• _To be done_
Find all lines in the records that include the word "styles", and copy them out.

• _Listed entries_
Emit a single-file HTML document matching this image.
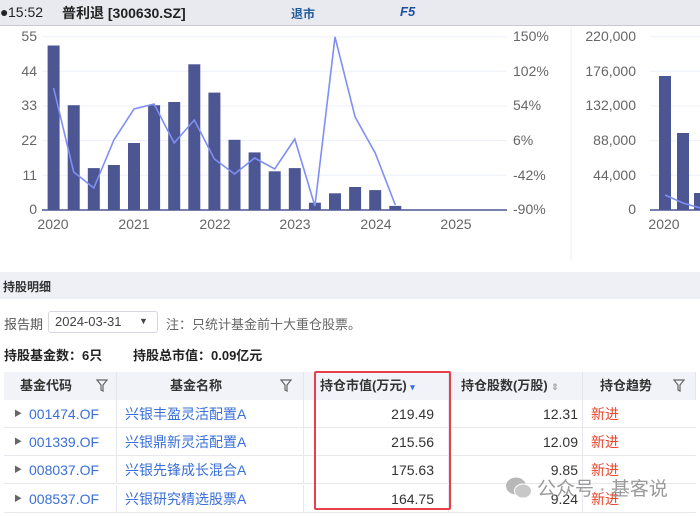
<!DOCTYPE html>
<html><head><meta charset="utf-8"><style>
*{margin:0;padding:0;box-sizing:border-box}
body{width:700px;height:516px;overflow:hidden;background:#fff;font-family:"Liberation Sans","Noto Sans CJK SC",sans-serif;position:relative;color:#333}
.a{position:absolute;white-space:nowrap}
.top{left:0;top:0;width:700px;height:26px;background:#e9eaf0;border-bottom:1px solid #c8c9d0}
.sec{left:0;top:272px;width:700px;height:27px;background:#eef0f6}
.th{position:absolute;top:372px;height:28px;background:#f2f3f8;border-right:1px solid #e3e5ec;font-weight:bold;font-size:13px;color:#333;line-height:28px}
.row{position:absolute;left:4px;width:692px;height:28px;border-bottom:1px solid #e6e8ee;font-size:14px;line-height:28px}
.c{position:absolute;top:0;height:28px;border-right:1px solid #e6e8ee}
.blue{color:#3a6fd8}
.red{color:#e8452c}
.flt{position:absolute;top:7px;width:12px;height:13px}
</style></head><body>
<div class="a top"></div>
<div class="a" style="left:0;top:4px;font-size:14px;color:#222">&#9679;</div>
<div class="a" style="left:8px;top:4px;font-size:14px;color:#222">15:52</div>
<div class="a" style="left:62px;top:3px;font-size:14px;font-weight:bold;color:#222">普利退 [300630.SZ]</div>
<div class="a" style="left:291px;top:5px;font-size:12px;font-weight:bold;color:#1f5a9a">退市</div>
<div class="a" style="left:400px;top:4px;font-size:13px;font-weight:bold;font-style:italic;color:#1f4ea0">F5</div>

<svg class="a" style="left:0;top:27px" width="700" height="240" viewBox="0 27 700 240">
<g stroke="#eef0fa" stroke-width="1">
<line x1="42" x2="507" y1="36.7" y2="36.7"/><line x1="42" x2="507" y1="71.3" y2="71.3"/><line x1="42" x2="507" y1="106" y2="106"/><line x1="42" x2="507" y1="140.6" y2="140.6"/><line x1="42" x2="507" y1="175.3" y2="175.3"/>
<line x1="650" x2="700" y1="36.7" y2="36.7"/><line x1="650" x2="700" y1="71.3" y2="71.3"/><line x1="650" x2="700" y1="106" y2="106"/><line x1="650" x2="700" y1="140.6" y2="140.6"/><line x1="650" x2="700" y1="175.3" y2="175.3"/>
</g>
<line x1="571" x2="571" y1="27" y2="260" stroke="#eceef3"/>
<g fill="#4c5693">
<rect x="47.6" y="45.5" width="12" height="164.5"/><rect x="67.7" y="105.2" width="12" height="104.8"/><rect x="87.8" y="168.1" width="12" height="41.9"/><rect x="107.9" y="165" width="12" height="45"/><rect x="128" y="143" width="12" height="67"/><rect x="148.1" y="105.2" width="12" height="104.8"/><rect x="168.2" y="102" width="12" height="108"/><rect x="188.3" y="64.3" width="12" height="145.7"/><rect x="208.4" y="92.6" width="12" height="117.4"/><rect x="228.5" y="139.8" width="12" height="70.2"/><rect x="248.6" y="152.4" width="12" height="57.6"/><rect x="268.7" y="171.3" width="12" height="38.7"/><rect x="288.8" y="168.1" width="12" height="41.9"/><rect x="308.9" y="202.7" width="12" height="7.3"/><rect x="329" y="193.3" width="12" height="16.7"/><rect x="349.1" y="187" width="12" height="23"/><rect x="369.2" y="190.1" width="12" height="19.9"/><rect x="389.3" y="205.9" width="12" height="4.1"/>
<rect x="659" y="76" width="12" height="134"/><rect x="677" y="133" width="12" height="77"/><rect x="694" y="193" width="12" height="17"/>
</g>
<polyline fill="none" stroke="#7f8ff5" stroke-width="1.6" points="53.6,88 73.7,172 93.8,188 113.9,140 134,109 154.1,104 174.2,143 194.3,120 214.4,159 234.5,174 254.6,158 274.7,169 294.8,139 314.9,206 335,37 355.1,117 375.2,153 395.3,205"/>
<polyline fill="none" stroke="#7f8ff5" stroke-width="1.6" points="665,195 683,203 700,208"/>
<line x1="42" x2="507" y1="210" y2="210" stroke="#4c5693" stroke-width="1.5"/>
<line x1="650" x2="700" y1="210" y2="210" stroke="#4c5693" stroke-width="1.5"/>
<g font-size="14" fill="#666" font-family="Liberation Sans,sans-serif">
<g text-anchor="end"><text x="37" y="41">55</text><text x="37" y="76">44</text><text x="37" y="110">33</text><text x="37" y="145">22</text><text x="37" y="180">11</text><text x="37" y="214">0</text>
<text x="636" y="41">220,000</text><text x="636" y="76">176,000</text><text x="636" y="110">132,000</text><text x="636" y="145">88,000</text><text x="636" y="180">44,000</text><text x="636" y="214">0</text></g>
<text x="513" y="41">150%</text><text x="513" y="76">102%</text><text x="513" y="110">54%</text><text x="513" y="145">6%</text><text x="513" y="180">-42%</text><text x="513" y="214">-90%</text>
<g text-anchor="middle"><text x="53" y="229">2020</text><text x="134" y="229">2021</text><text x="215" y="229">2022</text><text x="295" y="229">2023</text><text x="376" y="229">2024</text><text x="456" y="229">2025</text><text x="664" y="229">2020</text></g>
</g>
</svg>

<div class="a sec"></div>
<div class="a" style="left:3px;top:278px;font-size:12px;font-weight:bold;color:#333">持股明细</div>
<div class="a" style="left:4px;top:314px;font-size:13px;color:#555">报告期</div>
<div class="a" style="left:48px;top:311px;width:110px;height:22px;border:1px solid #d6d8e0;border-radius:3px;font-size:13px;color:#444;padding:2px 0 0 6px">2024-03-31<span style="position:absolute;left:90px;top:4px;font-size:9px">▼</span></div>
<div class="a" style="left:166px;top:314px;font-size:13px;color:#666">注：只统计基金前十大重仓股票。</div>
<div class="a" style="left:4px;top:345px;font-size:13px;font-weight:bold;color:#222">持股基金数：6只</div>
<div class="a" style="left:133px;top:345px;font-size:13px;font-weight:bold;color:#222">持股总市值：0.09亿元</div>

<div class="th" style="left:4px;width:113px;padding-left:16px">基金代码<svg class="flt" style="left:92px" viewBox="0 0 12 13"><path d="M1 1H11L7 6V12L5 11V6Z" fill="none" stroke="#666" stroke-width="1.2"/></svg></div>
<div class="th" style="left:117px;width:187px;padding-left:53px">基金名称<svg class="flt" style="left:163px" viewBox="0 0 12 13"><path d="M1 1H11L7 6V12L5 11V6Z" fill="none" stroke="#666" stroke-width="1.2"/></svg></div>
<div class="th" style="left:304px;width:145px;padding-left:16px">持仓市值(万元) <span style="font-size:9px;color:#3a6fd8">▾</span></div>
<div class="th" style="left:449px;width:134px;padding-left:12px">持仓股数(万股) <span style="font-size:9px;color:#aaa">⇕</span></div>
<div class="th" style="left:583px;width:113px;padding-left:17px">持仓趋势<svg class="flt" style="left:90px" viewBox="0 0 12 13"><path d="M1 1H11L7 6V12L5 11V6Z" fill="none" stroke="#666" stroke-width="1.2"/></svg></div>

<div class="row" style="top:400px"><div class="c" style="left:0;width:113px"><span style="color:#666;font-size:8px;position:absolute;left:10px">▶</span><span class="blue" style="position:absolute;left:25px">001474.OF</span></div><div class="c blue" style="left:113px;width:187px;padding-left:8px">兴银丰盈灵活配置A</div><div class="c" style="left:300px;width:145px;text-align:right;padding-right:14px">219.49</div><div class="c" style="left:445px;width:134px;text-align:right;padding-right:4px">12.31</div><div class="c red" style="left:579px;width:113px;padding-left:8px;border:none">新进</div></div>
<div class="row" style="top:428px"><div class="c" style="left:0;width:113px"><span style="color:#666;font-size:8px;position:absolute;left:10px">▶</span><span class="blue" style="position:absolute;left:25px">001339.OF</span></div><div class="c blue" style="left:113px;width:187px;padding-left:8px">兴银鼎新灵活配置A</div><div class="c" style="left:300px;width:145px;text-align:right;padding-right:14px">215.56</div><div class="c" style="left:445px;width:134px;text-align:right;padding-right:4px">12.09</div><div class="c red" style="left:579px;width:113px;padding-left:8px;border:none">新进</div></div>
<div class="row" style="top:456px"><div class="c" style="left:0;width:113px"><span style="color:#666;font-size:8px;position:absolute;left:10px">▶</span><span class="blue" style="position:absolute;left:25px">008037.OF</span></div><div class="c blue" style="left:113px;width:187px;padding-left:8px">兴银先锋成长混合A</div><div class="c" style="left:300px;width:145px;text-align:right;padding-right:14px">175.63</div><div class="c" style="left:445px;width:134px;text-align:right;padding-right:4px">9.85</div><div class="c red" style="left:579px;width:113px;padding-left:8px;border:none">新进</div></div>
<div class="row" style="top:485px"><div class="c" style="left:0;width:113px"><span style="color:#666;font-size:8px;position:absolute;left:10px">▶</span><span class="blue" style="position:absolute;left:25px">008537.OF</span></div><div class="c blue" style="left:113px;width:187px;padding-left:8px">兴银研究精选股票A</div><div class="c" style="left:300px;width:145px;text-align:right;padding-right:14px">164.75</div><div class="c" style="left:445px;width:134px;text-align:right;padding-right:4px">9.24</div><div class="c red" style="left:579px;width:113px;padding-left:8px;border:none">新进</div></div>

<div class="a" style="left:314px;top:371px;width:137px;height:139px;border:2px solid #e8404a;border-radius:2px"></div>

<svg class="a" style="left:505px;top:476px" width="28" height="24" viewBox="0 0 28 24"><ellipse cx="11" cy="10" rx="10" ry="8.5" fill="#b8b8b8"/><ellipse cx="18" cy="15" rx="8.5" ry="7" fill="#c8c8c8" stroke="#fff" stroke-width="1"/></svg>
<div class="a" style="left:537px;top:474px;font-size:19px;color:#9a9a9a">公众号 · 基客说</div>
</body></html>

* * *

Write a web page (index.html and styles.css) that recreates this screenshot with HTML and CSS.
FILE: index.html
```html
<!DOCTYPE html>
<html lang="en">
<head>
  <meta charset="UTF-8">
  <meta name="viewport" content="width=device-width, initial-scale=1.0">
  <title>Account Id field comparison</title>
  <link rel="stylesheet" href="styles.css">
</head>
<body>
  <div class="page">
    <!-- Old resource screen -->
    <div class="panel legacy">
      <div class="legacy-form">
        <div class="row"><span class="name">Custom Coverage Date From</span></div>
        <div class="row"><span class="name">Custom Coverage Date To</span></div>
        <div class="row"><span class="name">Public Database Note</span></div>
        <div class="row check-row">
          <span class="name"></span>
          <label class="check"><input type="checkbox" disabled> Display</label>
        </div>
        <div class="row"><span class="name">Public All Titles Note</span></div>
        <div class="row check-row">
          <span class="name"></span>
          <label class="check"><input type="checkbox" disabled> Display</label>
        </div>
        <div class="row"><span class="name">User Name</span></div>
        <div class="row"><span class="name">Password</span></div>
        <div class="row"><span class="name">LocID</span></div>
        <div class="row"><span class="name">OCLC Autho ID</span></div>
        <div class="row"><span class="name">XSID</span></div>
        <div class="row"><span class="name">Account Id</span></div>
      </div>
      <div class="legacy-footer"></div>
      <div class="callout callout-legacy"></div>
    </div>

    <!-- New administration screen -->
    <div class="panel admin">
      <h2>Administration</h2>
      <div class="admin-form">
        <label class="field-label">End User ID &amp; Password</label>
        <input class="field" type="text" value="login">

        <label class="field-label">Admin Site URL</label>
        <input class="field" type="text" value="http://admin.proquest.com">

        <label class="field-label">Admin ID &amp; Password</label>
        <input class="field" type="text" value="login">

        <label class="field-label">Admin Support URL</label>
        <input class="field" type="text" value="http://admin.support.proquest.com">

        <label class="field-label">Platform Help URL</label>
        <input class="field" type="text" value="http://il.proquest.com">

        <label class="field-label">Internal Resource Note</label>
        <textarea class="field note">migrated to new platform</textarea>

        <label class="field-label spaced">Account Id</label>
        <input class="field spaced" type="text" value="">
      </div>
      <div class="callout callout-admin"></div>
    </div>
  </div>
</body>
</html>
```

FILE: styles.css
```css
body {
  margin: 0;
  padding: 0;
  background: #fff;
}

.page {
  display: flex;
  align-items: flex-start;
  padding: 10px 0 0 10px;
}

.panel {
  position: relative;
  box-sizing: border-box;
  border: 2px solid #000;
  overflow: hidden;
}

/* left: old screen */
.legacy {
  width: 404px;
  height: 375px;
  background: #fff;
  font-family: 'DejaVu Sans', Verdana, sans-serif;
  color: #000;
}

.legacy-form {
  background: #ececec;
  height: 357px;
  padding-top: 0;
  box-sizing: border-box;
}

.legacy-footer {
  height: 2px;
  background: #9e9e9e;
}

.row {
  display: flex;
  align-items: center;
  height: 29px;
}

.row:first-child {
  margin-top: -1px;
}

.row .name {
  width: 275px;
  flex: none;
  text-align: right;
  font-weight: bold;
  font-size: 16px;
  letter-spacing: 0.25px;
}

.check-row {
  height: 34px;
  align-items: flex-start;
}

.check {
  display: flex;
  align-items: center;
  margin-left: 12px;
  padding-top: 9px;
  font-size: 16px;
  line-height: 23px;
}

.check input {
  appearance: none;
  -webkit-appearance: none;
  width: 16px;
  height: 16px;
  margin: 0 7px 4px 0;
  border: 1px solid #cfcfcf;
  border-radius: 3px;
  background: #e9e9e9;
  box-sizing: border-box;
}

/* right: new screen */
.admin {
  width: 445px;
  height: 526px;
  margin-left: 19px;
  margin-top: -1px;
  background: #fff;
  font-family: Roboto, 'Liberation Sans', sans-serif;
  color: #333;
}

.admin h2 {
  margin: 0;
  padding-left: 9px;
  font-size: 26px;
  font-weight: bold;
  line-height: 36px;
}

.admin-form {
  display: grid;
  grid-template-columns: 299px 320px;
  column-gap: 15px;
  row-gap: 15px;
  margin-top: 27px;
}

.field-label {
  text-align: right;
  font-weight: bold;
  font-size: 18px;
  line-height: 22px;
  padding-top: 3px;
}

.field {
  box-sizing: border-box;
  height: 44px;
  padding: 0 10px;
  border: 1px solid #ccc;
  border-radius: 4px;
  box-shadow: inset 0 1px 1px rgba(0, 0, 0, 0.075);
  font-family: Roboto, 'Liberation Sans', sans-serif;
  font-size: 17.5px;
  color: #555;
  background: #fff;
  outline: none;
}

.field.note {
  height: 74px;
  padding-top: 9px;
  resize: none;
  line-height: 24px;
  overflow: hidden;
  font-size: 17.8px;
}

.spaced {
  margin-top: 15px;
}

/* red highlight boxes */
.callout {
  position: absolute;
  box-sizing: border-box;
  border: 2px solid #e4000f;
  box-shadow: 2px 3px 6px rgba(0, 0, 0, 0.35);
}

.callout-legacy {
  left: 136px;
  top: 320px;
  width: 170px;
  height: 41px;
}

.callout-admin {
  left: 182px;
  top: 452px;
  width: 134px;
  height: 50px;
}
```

---

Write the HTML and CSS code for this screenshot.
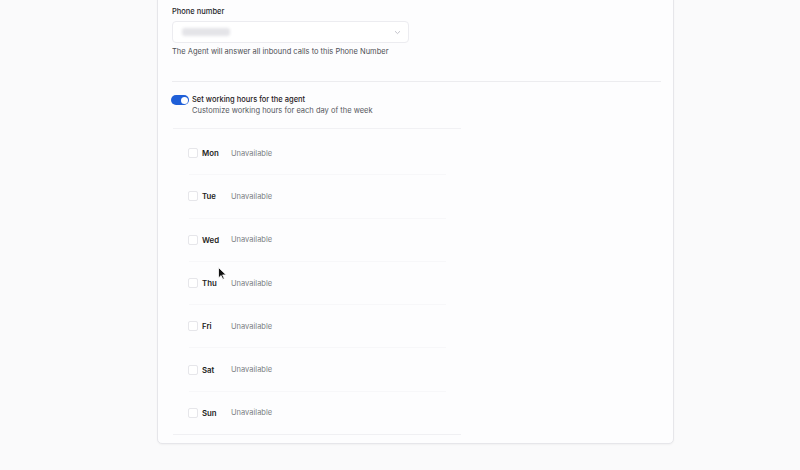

• _Task solution_
Write a web page (index.html and styles.css) that recreates this screenshot with HTML and CSS.
  <link rel="stylesheet" href="styles.css">
FILE: styles.css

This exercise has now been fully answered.